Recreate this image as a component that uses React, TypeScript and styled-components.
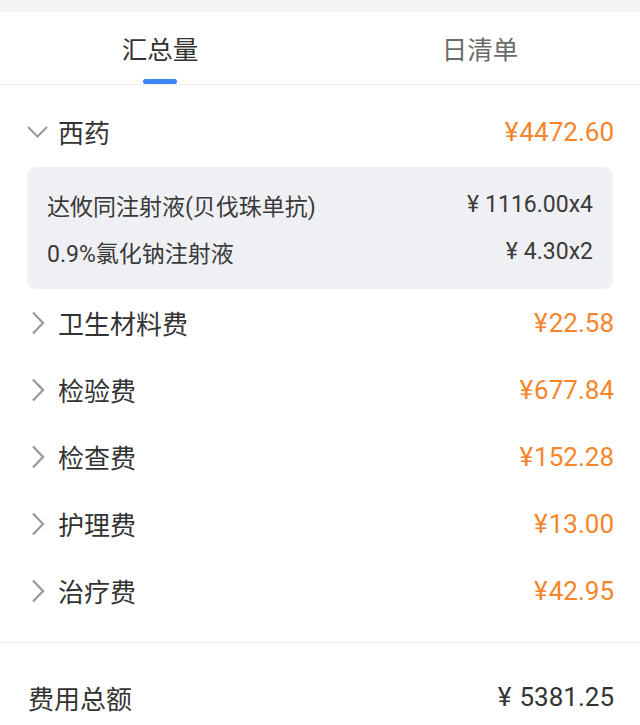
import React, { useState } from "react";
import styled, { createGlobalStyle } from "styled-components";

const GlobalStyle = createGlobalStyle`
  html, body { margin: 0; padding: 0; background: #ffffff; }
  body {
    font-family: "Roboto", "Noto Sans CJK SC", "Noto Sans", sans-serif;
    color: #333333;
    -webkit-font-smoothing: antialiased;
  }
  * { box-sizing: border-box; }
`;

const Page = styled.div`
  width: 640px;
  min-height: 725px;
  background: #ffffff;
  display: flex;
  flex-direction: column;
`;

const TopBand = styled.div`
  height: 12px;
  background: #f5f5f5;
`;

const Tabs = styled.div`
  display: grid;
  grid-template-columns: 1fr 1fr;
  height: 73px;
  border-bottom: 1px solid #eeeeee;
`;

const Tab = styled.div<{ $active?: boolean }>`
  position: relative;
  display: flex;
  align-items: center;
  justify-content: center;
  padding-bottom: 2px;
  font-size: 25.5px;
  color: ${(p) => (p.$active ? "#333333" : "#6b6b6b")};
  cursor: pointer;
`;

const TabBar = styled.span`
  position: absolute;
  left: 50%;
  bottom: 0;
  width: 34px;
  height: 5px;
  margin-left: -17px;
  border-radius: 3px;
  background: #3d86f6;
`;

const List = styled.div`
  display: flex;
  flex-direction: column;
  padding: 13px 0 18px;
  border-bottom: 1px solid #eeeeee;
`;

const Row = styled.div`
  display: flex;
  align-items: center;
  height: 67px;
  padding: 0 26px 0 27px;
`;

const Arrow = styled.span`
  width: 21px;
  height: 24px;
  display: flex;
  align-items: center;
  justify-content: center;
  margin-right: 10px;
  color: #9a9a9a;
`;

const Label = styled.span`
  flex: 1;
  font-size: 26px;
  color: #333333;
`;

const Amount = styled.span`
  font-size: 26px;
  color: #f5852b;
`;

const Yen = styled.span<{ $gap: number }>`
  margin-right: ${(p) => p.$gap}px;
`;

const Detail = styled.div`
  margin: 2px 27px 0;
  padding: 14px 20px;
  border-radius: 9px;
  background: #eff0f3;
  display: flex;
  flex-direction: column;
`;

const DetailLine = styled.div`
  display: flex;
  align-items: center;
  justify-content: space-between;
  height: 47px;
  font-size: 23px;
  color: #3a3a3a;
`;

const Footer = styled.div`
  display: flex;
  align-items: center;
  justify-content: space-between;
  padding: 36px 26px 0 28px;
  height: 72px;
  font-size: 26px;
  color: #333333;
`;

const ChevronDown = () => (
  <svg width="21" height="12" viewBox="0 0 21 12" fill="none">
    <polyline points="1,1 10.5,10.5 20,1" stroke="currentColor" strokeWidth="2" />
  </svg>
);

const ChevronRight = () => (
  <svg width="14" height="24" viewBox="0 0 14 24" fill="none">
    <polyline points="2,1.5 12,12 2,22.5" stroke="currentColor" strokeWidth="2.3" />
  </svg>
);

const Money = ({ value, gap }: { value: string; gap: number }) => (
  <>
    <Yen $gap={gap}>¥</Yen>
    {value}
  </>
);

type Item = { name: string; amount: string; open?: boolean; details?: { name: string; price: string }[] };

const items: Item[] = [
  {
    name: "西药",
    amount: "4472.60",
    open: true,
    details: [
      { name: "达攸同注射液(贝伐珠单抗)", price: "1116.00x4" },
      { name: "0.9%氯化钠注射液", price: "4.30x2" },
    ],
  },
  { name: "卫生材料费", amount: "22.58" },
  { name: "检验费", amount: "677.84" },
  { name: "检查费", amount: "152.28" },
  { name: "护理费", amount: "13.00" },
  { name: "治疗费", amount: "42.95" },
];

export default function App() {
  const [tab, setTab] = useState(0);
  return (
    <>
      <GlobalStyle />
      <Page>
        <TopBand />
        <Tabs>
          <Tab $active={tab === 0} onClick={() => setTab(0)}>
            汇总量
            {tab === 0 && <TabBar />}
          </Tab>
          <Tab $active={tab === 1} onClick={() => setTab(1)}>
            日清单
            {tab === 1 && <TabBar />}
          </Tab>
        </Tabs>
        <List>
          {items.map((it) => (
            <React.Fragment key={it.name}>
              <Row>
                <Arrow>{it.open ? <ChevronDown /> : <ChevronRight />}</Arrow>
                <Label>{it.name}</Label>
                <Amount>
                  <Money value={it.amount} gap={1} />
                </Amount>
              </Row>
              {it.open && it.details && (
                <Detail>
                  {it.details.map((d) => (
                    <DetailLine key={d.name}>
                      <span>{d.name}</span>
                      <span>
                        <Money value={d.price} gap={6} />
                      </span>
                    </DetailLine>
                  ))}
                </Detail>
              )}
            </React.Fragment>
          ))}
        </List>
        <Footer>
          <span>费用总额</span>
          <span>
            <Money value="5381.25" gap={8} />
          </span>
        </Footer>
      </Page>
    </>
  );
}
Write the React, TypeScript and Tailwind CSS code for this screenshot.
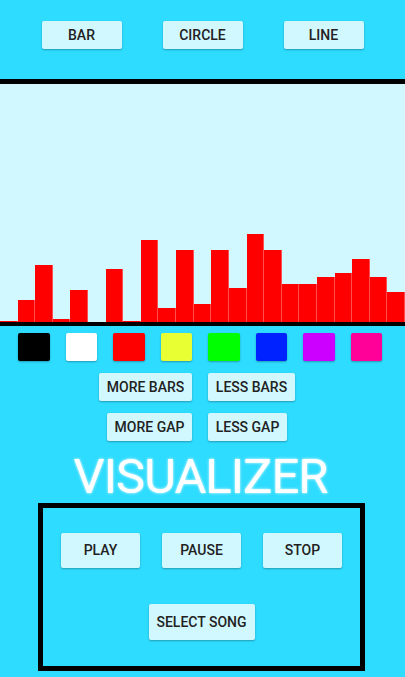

------

◆ What you have to do: Report all lines of the data that include the word "React".

◆ Response for this exercise:
Recreate this image as a component that uses React, TypeScript and styled-components.
import React, { useState } from "react";
            <React.Fragment key={it.name}>
            </React.Fragment>
Write the React, TypeScript and Tailwind CSS code for this screenshot.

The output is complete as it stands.